Dataset items
====

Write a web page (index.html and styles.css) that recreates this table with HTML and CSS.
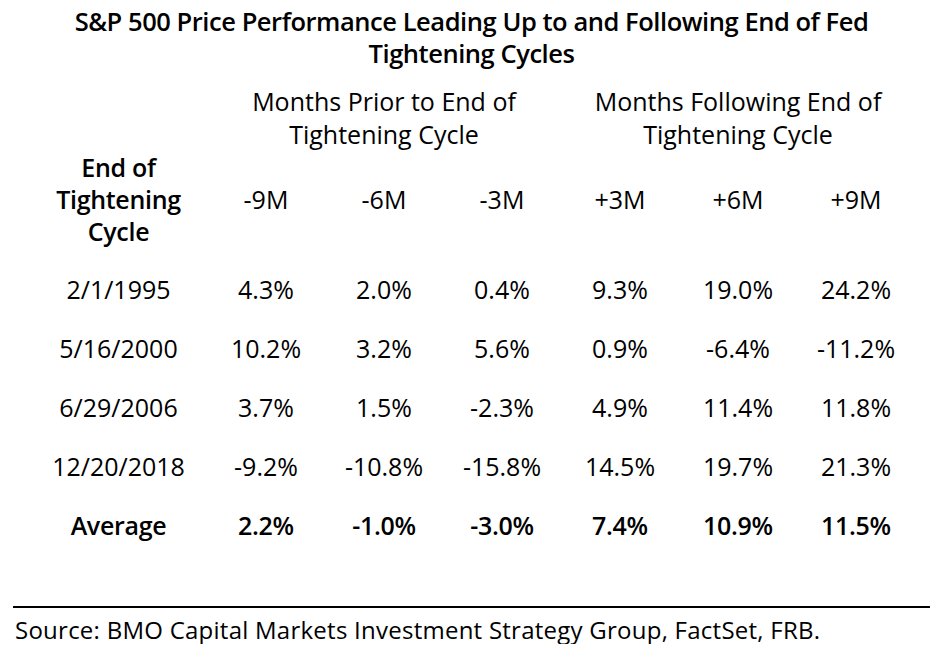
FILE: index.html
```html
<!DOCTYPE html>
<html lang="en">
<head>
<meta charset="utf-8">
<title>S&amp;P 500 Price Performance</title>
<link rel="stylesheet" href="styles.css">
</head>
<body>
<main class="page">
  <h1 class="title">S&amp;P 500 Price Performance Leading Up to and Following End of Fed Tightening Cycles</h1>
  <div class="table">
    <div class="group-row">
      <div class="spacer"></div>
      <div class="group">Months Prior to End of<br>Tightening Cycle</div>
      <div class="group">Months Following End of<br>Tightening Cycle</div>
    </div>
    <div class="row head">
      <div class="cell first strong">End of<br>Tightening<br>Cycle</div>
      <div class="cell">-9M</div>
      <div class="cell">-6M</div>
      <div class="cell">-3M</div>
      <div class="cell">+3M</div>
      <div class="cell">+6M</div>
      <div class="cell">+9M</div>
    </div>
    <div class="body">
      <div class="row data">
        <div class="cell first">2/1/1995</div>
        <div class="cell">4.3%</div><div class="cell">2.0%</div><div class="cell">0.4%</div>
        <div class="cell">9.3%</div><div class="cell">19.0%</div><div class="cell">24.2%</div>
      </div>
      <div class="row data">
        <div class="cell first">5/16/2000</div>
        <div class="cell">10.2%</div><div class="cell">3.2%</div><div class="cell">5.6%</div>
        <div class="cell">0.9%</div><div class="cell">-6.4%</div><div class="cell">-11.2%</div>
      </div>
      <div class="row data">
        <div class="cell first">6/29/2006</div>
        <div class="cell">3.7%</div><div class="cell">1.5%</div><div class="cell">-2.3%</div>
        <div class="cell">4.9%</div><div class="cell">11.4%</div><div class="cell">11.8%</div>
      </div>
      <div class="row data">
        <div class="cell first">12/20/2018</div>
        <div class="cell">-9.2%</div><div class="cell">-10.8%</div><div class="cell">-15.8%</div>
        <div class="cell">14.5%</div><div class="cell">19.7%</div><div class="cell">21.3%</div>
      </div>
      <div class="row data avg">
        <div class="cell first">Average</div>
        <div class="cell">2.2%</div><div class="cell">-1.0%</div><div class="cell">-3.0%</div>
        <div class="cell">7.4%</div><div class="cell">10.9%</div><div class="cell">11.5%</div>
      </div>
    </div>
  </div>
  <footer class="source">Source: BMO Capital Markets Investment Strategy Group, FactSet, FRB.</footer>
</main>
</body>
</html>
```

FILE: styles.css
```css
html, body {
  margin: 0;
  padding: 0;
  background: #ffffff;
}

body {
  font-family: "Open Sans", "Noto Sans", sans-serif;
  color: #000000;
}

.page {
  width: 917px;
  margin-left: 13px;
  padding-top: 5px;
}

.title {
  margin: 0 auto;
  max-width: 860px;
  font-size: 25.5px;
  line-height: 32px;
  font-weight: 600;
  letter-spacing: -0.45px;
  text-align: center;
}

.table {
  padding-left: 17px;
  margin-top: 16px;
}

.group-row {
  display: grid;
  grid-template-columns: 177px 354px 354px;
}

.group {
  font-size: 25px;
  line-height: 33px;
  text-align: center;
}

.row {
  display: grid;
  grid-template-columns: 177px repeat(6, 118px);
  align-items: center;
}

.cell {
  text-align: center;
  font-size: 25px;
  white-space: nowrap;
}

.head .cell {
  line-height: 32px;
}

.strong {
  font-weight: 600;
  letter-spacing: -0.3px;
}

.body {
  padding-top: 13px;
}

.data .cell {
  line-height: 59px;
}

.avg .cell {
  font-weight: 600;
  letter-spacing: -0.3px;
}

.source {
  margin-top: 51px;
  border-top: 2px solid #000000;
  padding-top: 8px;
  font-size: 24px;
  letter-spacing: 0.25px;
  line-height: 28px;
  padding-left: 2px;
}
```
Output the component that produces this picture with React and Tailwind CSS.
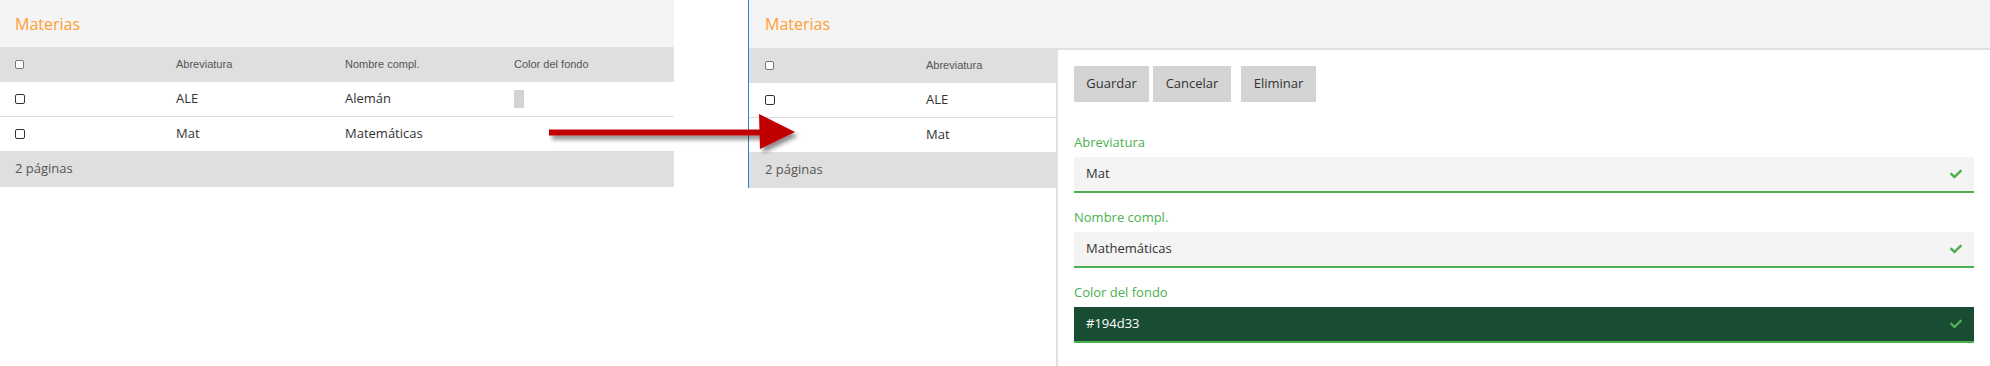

====

Work to complete
Take every line from the data that contains the word "page".

Completed task
Write a web page (index.html and styles.css) that recreates this table with HTML and CSS.
<main class="page">
.page {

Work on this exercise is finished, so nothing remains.